I urge any truth-hungry mind to continue the investigation begun here, because there is much more work to be done to understand the Creator's composition, which is being performed by the great conductor, our Sun. Perhaps along the way, you too will encounter this wonderful frustration: though you first set out to discover more about the organization of the cosmos, something "out there", quite far from home, instead your findings keep stubbornly leading you back to uncover more and more about the organization of your own mind (as if the answer were in there the whole time), and to reflect on how man organizes things here on earth, such as his musical system. The correspondence of the two can be no coincidence; it is as if the Creator, like Ben Franklin proudly displaying his electricity experiments in a friend's parlor, is pausing to watch his amazed friends excitedly investigate his work, taking joy in their determination to rediscover the power he had harnessed.
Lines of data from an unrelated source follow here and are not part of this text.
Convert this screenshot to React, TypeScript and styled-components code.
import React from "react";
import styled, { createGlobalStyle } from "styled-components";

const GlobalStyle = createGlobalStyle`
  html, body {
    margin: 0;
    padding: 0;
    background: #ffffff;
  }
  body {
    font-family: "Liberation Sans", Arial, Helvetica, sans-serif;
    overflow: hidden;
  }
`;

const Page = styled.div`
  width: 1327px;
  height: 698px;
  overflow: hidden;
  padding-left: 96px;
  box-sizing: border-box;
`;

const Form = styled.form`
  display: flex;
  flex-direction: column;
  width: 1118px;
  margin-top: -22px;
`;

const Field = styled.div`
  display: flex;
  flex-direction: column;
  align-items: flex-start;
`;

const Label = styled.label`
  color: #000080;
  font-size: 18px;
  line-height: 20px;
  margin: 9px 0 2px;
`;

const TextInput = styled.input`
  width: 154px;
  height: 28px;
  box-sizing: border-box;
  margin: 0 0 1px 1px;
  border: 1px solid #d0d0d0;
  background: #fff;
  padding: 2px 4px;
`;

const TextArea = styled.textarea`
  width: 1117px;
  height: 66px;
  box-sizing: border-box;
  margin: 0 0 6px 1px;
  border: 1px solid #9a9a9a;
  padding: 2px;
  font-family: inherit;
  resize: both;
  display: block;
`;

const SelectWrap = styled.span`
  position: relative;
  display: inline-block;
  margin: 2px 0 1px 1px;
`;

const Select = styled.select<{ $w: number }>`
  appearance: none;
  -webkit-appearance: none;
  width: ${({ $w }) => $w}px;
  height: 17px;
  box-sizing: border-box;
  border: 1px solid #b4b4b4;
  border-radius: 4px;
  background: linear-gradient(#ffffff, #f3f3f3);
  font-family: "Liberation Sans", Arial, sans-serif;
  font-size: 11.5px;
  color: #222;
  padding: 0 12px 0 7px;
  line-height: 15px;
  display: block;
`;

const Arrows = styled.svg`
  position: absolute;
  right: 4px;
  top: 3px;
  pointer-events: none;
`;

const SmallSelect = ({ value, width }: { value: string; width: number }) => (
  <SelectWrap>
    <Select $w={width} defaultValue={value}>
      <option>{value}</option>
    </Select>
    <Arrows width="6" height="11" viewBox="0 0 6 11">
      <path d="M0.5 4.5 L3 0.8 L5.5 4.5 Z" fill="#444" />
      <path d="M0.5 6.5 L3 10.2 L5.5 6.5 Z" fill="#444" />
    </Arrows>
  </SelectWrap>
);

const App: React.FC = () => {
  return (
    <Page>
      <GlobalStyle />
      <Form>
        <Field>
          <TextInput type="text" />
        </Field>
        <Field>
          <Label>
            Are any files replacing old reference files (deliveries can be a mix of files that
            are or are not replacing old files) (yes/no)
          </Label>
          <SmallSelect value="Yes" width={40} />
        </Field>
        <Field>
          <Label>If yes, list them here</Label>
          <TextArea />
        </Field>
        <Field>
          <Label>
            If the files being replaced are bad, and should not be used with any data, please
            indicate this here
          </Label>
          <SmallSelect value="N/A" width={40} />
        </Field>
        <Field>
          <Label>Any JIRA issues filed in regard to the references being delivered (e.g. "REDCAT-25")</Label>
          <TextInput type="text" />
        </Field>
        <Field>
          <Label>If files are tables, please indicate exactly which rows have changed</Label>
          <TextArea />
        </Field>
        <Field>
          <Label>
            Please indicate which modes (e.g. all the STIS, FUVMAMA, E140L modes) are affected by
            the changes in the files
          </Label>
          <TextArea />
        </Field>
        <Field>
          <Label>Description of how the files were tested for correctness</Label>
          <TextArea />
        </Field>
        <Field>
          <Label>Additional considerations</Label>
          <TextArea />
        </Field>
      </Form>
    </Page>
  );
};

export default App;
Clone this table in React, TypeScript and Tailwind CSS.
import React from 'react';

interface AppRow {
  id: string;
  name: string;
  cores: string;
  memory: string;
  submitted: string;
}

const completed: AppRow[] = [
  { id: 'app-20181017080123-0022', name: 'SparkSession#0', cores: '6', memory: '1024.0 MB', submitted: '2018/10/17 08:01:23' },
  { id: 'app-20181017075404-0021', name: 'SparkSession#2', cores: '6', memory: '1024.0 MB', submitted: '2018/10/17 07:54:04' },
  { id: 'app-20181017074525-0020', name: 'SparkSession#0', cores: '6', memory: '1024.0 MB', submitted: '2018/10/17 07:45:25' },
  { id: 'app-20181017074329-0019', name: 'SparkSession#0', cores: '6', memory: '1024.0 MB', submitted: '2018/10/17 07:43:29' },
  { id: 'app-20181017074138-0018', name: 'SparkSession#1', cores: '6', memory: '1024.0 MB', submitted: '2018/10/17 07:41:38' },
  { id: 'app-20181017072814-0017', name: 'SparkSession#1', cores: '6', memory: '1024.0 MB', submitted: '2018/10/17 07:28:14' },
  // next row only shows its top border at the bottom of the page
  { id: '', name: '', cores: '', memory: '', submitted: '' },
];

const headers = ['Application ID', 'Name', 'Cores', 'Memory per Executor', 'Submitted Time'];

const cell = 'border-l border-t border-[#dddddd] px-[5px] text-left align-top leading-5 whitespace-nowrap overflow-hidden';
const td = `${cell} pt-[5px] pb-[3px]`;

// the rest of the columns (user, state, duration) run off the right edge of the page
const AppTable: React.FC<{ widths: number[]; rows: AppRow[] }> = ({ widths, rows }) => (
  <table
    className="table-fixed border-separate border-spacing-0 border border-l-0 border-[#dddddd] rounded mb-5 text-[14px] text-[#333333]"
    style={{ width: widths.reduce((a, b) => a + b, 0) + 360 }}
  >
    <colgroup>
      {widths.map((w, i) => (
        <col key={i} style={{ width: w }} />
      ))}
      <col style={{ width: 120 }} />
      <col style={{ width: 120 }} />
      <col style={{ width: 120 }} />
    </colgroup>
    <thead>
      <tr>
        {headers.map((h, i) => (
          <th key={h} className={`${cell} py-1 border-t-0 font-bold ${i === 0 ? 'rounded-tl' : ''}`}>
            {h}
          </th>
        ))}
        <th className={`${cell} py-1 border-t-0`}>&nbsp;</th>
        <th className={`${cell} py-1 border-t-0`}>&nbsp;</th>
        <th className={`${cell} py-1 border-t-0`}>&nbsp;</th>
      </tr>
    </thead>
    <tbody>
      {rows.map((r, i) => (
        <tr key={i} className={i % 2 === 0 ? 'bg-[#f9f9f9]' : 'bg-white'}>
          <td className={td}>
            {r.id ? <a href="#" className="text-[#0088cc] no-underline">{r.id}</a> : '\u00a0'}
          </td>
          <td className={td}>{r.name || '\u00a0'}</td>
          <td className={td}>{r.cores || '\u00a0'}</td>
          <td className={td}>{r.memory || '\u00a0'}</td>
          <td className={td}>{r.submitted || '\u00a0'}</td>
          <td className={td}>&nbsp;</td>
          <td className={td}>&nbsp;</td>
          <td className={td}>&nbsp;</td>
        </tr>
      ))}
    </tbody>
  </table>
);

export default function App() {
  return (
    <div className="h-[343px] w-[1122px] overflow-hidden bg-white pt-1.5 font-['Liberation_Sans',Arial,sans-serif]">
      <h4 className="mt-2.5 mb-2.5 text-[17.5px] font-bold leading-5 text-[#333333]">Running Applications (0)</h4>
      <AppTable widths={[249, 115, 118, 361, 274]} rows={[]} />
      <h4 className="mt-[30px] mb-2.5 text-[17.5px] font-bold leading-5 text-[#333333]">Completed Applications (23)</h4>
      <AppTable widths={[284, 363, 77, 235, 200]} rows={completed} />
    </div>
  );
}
The "frustrating" phenomenon of being led in circles, always finding yourself returning to explore the hypotheses which come from nowhere but your own mind, is certainly nothing to be avoided. In fact, it seems to be the sense of the kinship of man to his Creator which was clearly the main guidepost in Kepler's own thinking, which has led to one of the greatest revolutions in modern science to date.
No eerie hunch is wrong. For man is an image of God, and it is quite possible that he thinks the same way as God in matters which concern the adornment of the world. For the world partakes of quantity and the mind of man grasps nothing better than quantities for the recognition of which he was obviously created.